Bo Jahwe - to Bóg, który wie wszystko,
On zbada wszystkie nasze czyny.
bw:
Nie mówcie ustawicznie wyniośle,
Niech nie wychodzi zuchwalstwo z ust waszych,
Gdyż Pan jest Bogiem, który wszystko wie,
Bogiem, który waży uczynki.
Współczesne społeczeństwo jest pełne przykładów tego, jak wygląda świętowanie asertywności, ludzkich osiągnięć i zaabsorbowania „ja/mnie/moje”, które w naszych czasach nie zwraca uwagi na Boga. Zakłada się, że On nie widzi; a jeśli widzi, to nie ma nic przeciwko temu.
Jako wierzący nie jesteśmy odporni na żadną z tych rzeczy, ponieważ z natury nasze serca uwielbiają zakładać, że sami jesteśmy źródłem wszelkiej wiedzy - że wiemy najlepiej, jak powinniśmy myśleć.

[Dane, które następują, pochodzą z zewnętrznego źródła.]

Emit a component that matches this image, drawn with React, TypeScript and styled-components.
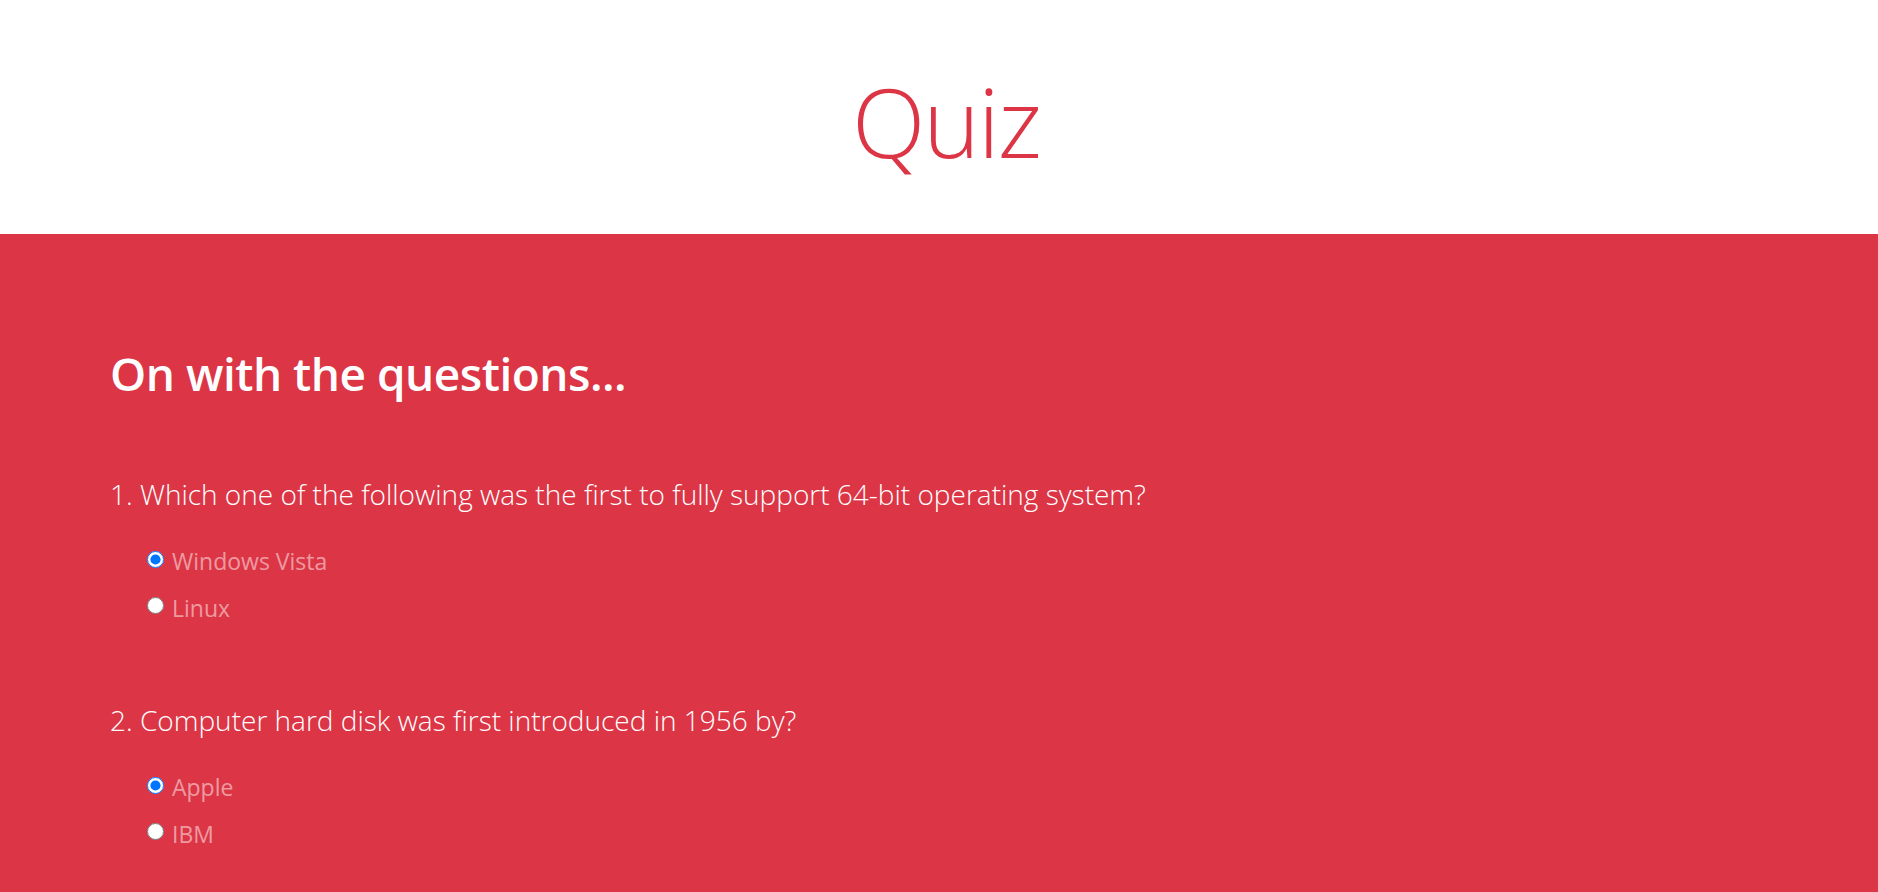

Skłonność do samowystarczalności i pychy prowadzi niektórych do bagatelizowania, a nawet zaprzeczania elementom biblijnej prawdy w ich nauczaniu i myśleniu. W dzisiejszym kościele takimi elementami są z pewnością Boży sąd i sprawiedliwość.
Nie jest łatwo o nich słuchać lub je głosić, ale są one kluczowe dla prawdy biblijnej. Paweł pisze, że Bóg będzie sądził „tajemnice ludzkie przez Chrystusa Jezusa” (Rz 2:16). Nie możemy niczego przed Nim ukryć, choć kusi nas, by wierzyć, że możemy. On zna nasze serca i przez tego Pana wiedzy „ważone [badane] są czyny”.

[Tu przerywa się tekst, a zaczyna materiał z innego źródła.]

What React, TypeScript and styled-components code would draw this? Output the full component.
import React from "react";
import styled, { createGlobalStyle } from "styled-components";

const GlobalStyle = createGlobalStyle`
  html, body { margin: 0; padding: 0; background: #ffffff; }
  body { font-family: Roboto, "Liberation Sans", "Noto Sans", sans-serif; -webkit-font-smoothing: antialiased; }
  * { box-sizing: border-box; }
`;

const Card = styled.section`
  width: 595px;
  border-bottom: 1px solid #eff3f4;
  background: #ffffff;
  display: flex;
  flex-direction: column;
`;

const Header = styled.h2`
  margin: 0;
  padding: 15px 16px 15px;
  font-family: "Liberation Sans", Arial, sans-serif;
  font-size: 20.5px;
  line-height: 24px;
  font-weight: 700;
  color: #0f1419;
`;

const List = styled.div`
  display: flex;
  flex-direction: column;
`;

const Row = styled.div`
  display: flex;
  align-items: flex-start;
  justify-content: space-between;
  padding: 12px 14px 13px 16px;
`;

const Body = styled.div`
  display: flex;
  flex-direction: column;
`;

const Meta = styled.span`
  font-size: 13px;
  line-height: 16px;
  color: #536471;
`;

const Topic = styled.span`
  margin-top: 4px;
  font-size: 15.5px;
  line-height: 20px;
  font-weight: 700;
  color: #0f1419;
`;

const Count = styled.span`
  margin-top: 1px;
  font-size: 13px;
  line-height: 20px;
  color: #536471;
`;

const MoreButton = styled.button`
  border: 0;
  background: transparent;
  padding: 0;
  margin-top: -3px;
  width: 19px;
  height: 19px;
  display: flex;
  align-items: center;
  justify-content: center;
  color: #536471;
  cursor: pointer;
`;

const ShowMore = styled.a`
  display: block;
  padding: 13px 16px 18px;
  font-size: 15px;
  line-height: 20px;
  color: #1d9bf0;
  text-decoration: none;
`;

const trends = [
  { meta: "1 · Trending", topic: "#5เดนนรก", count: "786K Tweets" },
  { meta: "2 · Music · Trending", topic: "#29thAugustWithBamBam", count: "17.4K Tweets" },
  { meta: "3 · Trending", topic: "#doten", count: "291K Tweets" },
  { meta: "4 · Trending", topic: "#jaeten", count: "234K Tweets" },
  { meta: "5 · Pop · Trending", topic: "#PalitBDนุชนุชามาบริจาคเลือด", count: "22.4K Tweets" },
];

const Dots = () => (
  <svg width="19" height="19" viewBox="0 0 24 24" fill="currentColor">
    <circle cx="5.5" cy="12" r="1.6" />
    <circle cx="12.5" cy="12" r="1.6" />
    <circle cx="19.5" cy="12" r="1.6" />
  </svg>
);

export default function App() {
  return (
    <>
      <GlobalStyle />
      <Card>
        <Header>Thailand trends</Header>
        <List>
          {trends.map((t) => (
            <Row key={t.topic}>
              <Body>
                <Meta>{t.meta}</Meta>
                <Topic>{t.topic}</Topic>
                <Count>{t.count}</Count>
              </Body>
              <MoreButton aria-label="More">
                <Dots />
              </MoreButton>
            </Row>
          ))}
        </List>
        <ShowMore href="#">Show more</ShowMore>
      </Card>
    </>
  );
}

W Księdze Daniela 5 widzimy, jak babiloński król Belszazzar odkrył głupotę arogancji, która sprawiła, że wywyższył się ponad Boga wiedzy. W środku wielkiej uczty, podczas której świętował, używając naczyń do picia, które zostały skradzione ze świątyni Pana, ręka została wysłana sprzed oblicza Boga, pojawiając się na ścianie i pisząc słowa sądu - a Belszazzar został zredukowany do trzęsącej się masy.
Daniel zinterpretował przesłanie, mówiąc: „Bóg Najwyższy rządzi królestwem ludzkości i ustanawia nad nim, kogo chce. A ty, jego synu, Belszazzarze, nie ukorzyłeś swego serca, choć o tym wszystkim wiedziałeś, lecz wyniosłeś się przeciwko Panu niebios (...) I chwaliłeś bogów ze srebra i złota, z brązu, żelaza, drewna i kamienia, którzy nie widzą, nie słyszą i nie nic wiedzą, ale Boga, w którego ręku jest twój oddech i którego są wszystkie twoje drogi, nie uczciłeś” (Daniela 5:21-23).

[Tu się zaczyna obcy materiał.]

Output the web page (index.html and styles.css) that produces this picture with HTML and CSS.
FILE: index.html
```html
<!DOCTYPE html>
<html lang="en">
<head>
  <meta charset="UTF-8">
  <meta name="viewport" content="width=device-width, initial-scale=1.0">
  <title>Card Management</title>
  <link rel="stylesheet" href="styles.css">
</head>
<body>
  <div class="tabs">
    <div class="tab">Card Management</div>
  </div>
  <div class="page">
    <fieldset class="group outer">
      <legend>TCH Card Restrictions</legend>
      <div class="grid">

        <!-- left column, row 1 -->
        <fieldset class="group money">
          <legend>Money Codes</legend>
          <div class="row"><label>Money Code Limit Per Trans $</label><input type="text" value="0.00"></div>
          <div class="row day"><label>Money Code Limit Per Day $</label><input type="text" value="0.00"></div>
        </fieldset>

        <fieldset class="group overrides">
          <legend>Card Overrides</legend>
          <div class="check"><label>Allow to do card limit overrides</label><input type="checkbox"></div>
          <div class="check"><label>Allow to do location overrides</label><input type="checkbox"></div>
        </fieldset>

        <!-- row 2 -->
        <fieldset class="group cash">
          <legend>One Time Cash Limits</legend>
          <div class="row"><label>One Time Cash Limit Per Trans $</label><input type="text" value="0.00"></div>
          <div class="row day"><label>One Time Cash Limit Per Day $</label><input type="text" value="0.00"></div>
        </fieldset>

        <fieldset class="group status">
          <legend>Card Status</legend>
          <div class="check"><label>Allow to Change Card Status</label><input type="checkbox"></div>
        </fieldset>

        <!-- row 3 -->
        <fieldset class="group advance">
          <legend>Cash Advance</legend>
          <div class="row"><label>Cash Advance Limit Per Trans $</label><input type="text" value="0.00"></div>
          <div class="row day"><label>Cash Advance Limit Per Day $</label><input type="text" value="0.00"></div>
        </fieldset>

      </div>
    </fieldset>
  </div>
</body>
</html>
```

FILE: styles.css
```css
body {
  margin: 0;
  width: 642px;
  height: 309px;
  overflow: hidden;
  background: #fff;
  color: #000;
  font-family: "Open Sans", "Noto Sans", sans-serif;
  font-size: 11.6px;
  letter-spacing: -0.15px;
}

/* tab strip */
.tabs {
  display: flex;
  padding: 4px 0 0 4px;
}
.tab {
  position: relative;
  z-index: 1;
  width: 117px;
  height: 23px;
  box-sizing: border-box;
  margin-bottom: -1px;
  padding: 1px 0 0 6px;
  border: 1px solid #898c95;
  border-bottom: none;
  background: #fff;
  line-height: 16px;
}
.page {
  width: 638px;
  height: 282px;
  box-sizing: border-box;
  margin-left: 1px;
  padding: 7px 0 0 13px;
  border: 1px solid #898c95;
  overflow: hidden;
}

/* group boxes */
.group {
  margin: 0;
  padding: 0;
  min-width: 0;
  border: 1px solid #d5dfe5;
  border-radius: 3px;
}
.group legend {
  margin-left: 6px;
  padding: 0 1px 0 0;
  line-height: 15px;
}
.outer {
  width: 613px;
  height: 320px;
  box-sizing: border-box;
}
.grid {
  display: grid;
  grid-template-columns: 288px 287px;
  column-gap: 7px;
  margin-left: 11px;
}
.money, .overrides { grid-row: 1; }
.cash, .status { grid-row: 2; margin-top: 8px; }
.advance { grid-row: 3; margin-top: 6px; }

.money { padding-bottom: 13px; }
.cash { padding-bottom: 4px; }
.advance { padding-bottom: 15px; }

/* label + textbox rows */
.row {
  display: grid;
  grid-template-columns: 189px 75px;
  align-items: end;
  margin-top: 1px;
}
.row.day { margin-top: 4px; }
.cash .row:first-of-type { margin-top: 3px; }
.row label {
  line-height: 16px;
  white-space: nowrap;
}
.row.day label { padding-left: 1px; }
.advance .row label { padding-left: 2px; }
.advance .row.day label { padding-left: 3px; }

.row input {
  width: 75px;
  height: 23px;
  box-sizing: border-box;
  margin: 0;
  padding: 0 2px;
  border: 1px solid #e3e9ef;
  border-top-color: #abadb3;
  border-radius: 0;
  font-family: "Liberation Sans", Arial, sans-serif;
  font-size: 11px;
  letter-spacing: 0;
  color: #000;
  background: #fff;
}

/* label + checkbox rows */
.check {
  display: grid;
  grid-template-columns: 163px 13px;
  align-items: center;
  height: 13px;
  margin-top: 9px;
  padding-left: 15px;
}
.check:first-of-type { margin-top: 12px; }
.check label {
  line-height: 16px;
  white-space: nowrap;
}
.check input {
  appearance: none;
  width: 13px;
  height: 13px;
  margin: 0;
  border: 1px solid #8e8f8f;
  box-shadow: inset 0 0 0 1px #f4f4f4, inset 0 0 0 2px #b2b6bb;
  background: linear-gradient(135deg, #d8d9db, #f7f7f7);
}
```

Ostatecznie Belszazzar „został zważony na wadze i uznany za niewystarczającego” (w. 27) i „tej samej nocy” został „zabity” (w. 30). Myślał, że wie najlepiej. Nie wiedział.
Głupotą jest wyobrażać sobie, że Bóg nie widzi, nie wie i nie będzie działał. On wie o nas wszystko i rozważa nasze czyny.
Anna to wiedziała, a Belshazzar odkrył zbyt późno: wywyższanie się prowadzi do sądu; ale pokora przed Panem jest drogą do życia.
Bądź więc ostrożny, by z pychą nie deklarować, że chcesz, by w tej czy innej dziedzinie wszystko działo się po twojemu - ponieważ tym samym możesz odrzucać panowania Jezusa nad tym aspektem twojego życia.
Uważaj, aby nie żyć tak, jakby Bóg o tym nie wiedział, a tym samym powstrzymywać się od pokornej skruchy. Zamiast tego uniż się przed Panem, wyznając Mu to, co On już wie i prosząc o przebaczenie za dumne myśli lub samolubne działania. Jak pisze Jakub „Uniżcie się przed Panem, a wywyższy was.” (Jk 4:10).